E-mailed Evidence Based Summaries Impact Physician Learning More than Practice

Gale Hannigan


A Review of:
Grad, Roland M., Pierre Pluye, Jay Mercer, Bernard Marlow, Marie Eve Beauchamp, Michael Shulha, Janique Johnson-Lafleur and Sharon Wood-Dauphinee. “Impact of Research-based Synopses Delivered as Daily E-mail: A Prospective Observational Study.” Journal of the American Medical Informatics Association (2008)15.2: 240-5.

Objective – To determine the use and construct validity of a method to assess the cognitive impact of information derived from daily e-mail evidence based summaries (InfoPOEMs), and to describe the self-reported impact of these InfoPOEMs.

Design – Prospective, observational study over a period of 150 days employing a questionnaire and rating scale.
Setting – This study was conducted via the Internet between September 8, 2006 and February 4, 2007.

Subjects – Canadian Medical Association (CMA) members who received InfoPOEMs via e-mail as of September 2006 were invited to participate. For inclusion in the analyses, a participant was defined as a practising family physician or general practitioner who submitted at least five ratings of InfoPOEMS during the study period (n=1,007).

Methods – Volunteers completed a demographic questionnaire and provided informed consent online. Each subsequent InfoPOEM delivered included a link to a “ten-item impact assessment scale” (241). Participants checked “all that apply” of descriptive statements such as: My practice was (will be improved); I learned something new; I think this information is potentially harmful. Each combination of selections made was considered a pattern of cognitive impact. College of Family Physicians of Canada received continuing medical education (CME) credit for each InfoPOEM rated. Data were collected by the CMA and forwarded weekly to the investigators who used descriptive statistics, principal component analysis, and multilevel factor analysis to analyze the data.

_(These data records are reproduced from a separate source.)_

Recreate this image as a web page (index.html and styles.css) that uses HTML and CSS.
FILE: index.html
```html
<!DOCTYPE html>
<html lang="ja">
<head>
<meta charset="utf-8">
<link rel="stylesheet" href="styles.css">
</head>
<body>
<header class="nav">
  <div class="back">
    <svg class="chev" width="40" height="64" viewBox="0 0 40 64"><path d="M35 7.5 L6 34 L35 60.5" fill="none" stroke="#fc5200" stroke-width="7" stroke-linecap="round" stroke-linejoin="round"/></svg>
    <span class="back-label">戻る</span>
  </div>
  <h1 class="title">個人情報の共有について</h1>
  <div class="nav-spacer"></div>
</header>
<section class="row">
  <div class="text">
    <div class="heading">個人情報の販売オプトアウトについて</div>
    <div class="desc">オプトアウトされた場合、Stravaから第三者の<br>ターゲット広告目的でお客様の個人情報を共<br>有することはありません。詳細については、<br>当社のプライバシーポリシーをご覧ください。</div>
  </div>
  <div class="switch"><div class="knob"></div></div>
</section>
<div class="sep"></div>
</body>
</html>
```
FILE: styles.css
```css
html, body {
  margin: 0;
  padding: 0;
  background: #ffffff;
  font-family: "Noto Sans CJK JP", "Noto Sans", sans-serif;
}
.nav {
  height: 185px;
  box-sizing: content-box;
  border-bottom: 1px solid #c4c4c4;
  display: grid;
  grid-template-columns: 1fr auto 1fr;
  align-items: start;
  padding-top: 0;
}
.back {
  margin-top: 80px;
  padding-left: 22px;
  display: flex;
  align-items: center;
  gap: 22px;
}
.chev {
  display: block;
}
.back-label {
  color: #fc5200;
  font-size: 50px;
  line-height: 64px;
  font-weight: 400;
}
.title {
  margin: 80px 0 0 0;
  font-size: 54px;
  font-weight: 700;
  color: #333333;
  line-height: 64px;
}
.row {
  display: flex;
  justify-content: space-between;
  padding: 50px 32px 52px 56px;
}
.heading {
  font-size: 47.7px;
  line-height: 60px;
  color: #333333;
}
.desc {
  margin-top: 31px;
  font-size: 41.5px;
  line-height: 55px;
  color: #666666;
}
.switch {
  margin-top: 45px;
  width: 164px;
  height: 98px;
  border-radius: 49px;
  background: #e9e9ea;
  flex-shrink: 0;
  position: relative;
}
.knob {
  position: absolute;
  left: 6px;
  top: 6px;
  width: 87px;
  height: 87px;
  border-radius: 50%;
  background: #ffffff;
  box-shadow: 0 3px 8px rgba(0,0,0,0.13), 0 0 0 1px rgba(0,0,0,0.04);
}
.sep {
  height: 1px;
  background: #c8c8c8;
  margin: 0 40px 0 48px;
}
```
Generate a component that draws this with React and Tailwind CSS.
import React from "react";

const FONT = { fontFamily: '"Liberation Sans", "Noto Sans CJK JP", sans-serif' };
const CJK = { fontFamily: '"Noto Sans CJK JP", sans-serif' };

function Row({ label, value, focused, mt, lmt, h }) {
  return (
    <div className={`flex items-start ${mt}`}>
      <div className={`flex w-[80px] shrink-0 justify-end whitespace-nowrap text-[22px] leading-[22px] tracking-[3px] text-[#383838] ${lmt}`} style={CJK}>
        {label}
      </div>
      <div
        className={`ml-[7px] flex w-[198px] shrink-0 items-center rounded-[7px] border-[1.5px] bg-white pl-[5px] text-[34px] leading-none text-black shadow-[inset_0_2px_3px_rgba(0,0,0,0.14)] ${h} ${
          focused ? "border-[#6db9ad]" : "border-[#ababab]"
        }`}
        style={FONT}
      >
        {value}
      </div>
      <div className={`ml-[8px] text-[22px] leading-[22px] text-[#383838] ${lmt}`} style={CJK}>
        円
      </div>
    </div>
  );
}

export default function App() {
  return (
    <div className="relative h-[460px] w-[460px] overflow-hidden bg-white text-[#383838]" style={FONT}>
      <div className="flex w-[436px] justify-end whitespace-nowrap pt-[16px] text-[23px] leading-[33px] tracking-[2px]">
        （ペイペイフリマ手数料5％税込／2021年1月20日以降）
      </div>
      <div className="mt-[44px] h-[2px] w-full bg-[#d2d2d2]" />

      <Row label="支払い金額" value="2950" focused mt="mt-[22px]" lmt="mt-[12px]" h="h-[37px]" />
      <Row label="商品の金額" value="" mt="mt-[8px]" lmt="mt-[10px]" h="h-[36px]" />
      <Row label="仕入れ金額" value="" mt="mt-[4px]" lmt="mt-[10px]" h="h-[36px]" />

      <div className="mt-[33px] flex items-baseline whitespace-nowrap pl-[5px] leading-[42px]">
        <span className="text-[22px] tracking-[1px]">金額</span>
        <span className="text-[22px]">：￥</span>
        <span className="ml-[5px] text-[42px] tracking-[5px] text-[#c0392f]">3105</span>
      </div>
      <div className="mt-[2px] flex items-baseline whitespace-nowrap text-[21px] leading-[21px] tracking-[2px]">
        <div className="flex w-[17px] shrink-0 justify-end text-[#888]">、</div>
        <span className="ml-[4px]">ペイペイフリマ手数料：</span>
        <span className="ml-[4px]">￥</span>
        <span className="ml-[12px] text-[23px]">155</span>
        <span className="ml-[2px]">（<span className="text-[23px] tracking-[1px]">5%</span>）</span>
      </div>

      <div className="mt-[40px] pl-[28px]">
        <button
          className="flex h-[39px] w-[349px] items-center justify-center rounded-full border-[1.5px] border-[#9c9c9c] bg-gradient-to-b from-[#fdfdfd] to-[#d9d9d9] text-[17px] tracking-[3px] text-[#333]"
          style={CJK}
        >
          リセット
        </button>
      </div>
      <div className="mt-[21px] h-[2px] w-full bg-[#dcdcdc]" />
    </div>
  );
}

Main Results – 1,007 participants rated an average of 61 InfoPOEMs (ranging from five to 111). A total of 61,493 patterns of cognitive impact were submitted. Eighty-five different patterns were observed, i.e., there were 85 different combinations of the scale’s statements used. Ten patterns accounted for 89.4% of the reports. The top five patterns were: I learned something new (35.2%); No impact (17.1%); This information confirmed I did (will do) the right thing (9.6%); I learned something new AND My practice will be improved (9.4%); and, I was reassured (5.6%). I disagree with this information was checked at least once by 10.3% of the participants, and 8.0% checked I think this information is potentially harmful at least once.

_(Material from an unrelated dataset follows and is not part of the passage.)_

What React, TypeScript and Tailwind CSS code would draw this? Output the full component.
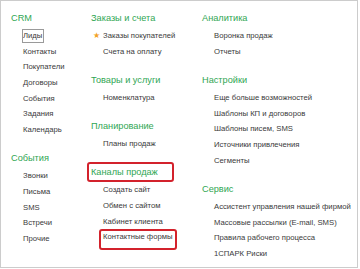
import React from 'react';

type Item = { label: string; star?: boolean; focus?: boolean; mark?: boolean };
type Section = { title: string; items: Item[]; mark?: boolean };

const columns: Section[][] = [
  [
    {
      title: 'CRM',
      items: [
        { label: 'Лиды', focus: true },
        { label: 'Контакты' },
        { label: 'Покупатели' },
        { label: 'Договоры' },
        { label: 'События' },
        { label: 'Задания' },
        { label: 'Календарь' },
      ],
    },
    {
      title: 'События',
      items: [{ label: 'Звонки' }, { label: 'Письма' }, { label: 'SMS' }, { label: 'Встречи' }, { label: 'Прочие' }],
    },
  ],
  [
    {
      title: 'Заказы и счета',
      items: [{ label: 'Заказы покупателей', star: true }, { label: 'Счета на оплату' }],
    },
    { title: 'Товары и услуги', items: [{ label: 'Номенклатура' }] },
    { title: 'Планирование', items: [{ label: 'Планы продаж' }] },
    {
      title: 'Каналы продаж',
      mark: true,
      items: [
        { label: 'Создать сайт' },
        { label: 'Обмен с сайтом' },
        { label: 'Кабинет клиента' },
        { label: 'Контактные формы', mark: true },
      ],
    },
  ],
  [
    { title: 'Аналитика', items: [{ label: 'Воронка продаж' }, { label: 'Отчеты' }] },
    {
      title: 'Настройки',
      items: [
        { label: 'Еще больше возможностей' },
        { label: 'Шаблоны КП и договоров' },
        { label: 'Шаблоны писем, SMS' },
        { label: 'Источники привлечения' },
        { label: 'Сегменты' },
      ],
    },
    {
      title: 'Сервис',
      items: [
        { label: 'Ассистент управления нашей фирмой' },
        { label: 'Массовые рассылки (E-mail, SMS)' },
        { label: 'Правила рабочего процесса' },
        { label: '1СПАРК Риски' },
      ],
    },
  ],
];

function Row({ item }: { item: Item }) {
  return (
    <div className="pl-3 h-[15.7px] leading-[15.7px] text-[7.7px] text-[#3a3a3a] whitespace-nowrap">
      <span className="relative inline-block">
        {item.star && (
          <span className="absolute -left-[10px] top-0 text-[8px] text-[#f2a327]">★</span>
        )}
        {item.label}
        {item.focus && (
          <span className="absolute -left-[1px] -right-[2px] top-[1px] bottom-[0.7px] border border-[#9a9a9a]" />
        )}
        {item.mark && (
          <span className="absolute -left-[4px] -right-[4px] -top-[0.5px] -bottom-[4.5px] border-2 border-[#d3222c] rounded-[3px]" />
        )}
      </span>
    </div>
  );
}

export default function App() {
  return (
    <div
      className="w-[358px] h-[268px] border border-[#cccccc] bg-white pl-[10px] pt-[7px] grid grid-cols-[80px_111px_1fr]"
      style={{ fontFamily: '"Liberation Sans", Arial, sans-serif' }}
    >
      {columns.map((col, ci) => (
        <div key={ci}>
          {col.map((sec, si) => (
            <div key={si} className={si > 0 ? 'mt-[10.5px]' : ''}>
              <div className="h-[20px] leading-[20px] text-[9.2px] text-[#2fa653] whitespace-nowrap">
                {sec.mark ? (
                  <span className="inline-block -ml-[4px] w-[87px] pl-[2px] h-[20px] leading-[16px] border-2 border-[#d3222c] rounded-[3px]">
                    {sec.title}
                  </span>
                ) : (
                  sec.title
                )}
              </div>
              {sec.items.map((it, ii) => (
                <Row key={ii} item={it} />
              ))}
            </div>
          ))}
        </div>
      ))}
    </div>
  );
}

Conclusion – The authors applied a cognitive assessment instrument to determine the impact of InfoPOEMs e-mailed to primary care physicians in Canada and found that ten combinations of impact descriptors accounted for 89.4% of the total reports. Most suggested a positive impact on knowledge or practice. Of the total, 17.1% indicated No impact and 1.8% indicated the participant was frustrated as there was not enough information or nothing useful.